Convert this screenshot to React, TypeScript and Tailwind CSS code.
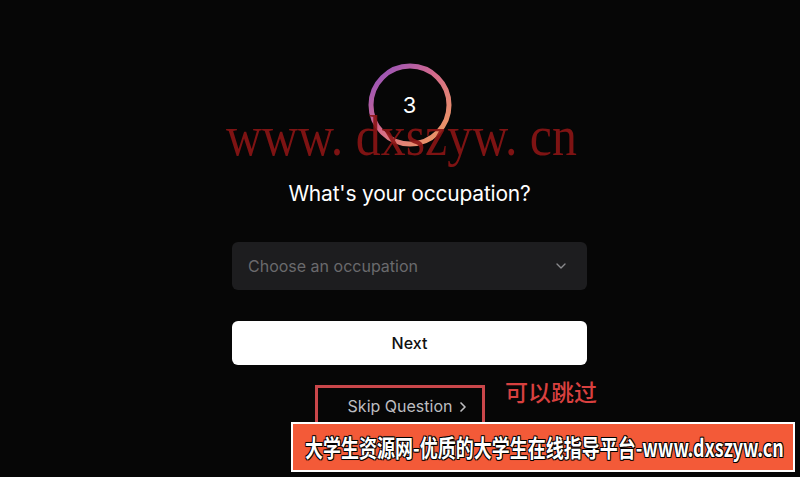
import React from "react";
import { ChevronDown, ChevronRight } from "lucide-react";

// step counter ring with gradient stroke
const StepRing = ({ step }: { step: number }) => (
  <div className="relative w-[84px] h-[84px] flex items-center justify-center">
    <svg width="84" height="84" viewBox="0 0 84 84" className="absolute inset-0">
      <defs>
        <linearGradient id="ringGrad" x1="0" y1="0" x2="1" y2="1">
          <stop offset="0%" stopColor="#8a4fc4" />
          <stop offset="45%" stopColor="#d46a8c" />
          <stop offset="100%" stopColor="#f2a05c" />
        </linearGradient>
      </defs>
      <circle cx="42" cy="42" r="39" fill="none" stroke="url(#ringGrad)" strokeWidth="5" />
    </svg>
    <span className="relative text-white text-[22px] leading-none">{step}</span>
  </div>
);

export default function App() {
  return (
    <div
      className="relative w-full h-[477px] overflow-hidden bg-[#060606]"
      style={{ fontFamily: "Inter, 'Noto Sans', sans-serif" }}
    >
      <div className="flex flex-col items-center pt-[63px] pl-[19px]">
        <StepRing step={3} />

        <h1 className="mt-[33px] text-white text-[21px] leading-[28px] tracking-[-0.2px]">
          What's your occupation?
        </h1>

        <button className="mt-[34px] w-[355px] h-[48px] rounded-[6px] bg-[#1d1d1f] flex items-center justify-between pl-4 pr-[18px]">
          <span className="text-[#6a6a6d] text-[16px]">Choose an occupation</span>
          <ChevronDown className="w-4 h-4 text-[#8a8a8d]" strokeWidth={2} />
        </button>

        <button className="mt-[31px] w-[355px] h-[44px] rounded-[6px] bg-white text-[#111] text-[16px] font-medium">
          Next
        </button>

        <button className="mt-[31px] flex items-center gap-[3px] text-[#bdbdc0] text-[16px] leading-5">
          Skip Question
          <ChevronRight className="w-4 h-4 mt-[2px]" strokeWidth={2.5} />
        </button>
      </div>

      {/* site watermark */}
      <div
        className="absolute left-[226px] top-[106px] text-[#8c1515] text-[58px] leading-[60px] whitespace-pre origin-left scale-x-[0.86] opacity-90 pointer-events-none"
        style={{ fontFamily: "'Liberation Serif', serif" }}
      >
        www. dxszyw. cn
      </div>

      {/* skip highlight */}
      <div className="absolute left-[315px] top-[385px] w-[170px] h-[44px] border-[3px] border-[#c9464a]" />
      <div
        className="absolute left-[505px] top-[375px] text-[#d8403f] text-[23px] leading-[32px] font-medium"
        style={{ fontFamily: "'Noto Sans CJK SC', sans-serif" }}
      >
        可以跳过
      </div>

      {/* bottom banner */}
      <div className="absolute left-[291px] top-[422px] w-[504px] h-[50px] bg-[#f35a38] border-2 border-white flex items-center overflow-hidden">
        <span
          className="ml-[12px] whitespace-nowrap text-white text-[24px] leading-none font-bold origin-left scale-x-[0.75] [text-shadow:1px_1px_0_#000,-1px_-1px_0_#000,1px_-1px_0_#000,-1px_1px_0_#000,0_0_2px_#000]"
          style={{ fontFamily: "'Noto Sans CJK SC', sans-serif" }}
        >
          大学生资源网-优质的大学生在线指导平台-www.dxszyw.cn
        </span>
      </div>
    </div>
  );
}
********
__DIRECTIONS__
From start to finish, output the listing exactly, but omit its pictures.

__THE SOLUTION__
Convert this screenshot to React, TypeScript and Tailwind CSS code.
import React from "react";
import { ChevronDown, ChevronRight } from "lucide-react";

// step counter ring with gradient stroke
const StepRing = ({ step }: { step: number }) => (
  <div className="relative w-[84px] h-[84px] flex items-center justify-center">
    <svg width="84" height="84" viewBox="0 0 84 84" className="absolute inset-0">
      <defs>
        <linearGradient id="ringGrad" x1="0" y1="0" x2="1" y2="1">
          <stop offset="0%" stopColor="#8a4fc4" />
          <stop offset="45%" stopColor="#d46a8c" />
          <stop offset="100%" stopColor="#f2a05c" />
        </linearGradient>
      </defs>
      <circle cx="42" cy="42" r="39" fill="none" stroke="url(#ringGrad)" strokeWidth="5" />
    </svg>
    <span className="relative text-white text-[22px] leading-none">{step}</span>
  </div>
);

export default function App() {
  return (
    <div
      className="relative w-full h-[477px] overflow-hidden bg-[#060606]"
      style={{ fontFamily: "Inter, 'Noto Sans', sans-serif" }}
    >
      <div className="flex flex-col items-center pt-[63px] pl-[19px]">
        <StepRing step={3} />

        <h1 className="mt-[33px] text-white text-[21px] leading-[28px] tracking-[-0.2px]">
          What's your occupation?
        </h1>

        <button className="mt-[34px] w-[355px] h-[48px] rounded-[6px] bg-[#1d1d1f] flex items-center justify-between pl-4 pr-[18px]">
          <span className="text-[#6a6a6d] text-[16px]">Choose an occupation</span>
          <ChevronDown className="w-4 h-4 text-[#8a8a8d]" strokeWidth={2} />
        </button>

        <button className="mt-[31px] w-[355px] h-[44px] rounded-[6px] bg-white text-[#111] text-[16px] font-medium">
          Next
        </button>

        <button className="mt-[31px] flex items-center gap-[3px] text-[#bdbdc0] text-[16px] leading-5">
          Skip Question
          <ChevronRight className="w-4 h-4 mt-[2px]" strokeWidth={2.5} />
        </button>
      </div>

      {/* site watermark */}
      <div
        className="absolute left-[226px] top-[106px] text-[#8c1515] text-[58px] leading-[60px] whitespace-pre origin-left scale-x-[0.86] opacity-90 pointer-events-none"
        style={{ fontFamily: "'Liberation Serif', serif" }}
      >
        www. dxszyw. cn
      </div>

      {/* skip highlight */}
      <div className="absolute left-[315px] top-[385px] w-[170px] h-[44px] border-[3px] border-[#c9464a]" />
      <div
        className="absolute left-[505px] top-[375px] text-[#d8403f] text-[23px] leading-[32px] font-medium"
        style={{ fontFamily: "'Noto Sans CJK SC', sans-serif" }}
      >
        可以跳过
      </div>

      {/* bottom banner */}
      <div className="absolute left-[291px] top-[422px] w-[504px] h-[50px] bg-[#f35a38] border-2 border-white flex items-center overflow-hidden">
        <span
          className="ml-[12px] whitespace-nowrap text-white text-[24px] leading-none font-bold origin-left scale-x-[0.75] [text-shadow:1px_1px_0_#000,-1px_-1px_0_#000,1px_-1px_0_#000,-1px_1px_0_#000,0_0_2px_#000]"
          style={{ fontFamily: "'Noto Sans CJK SC', sans-serif" }}
        >
          大学生资源网-优质的大学生在线指导平台-www.dxszyw.cn
        </span>
      </div>
    </div>
  );
}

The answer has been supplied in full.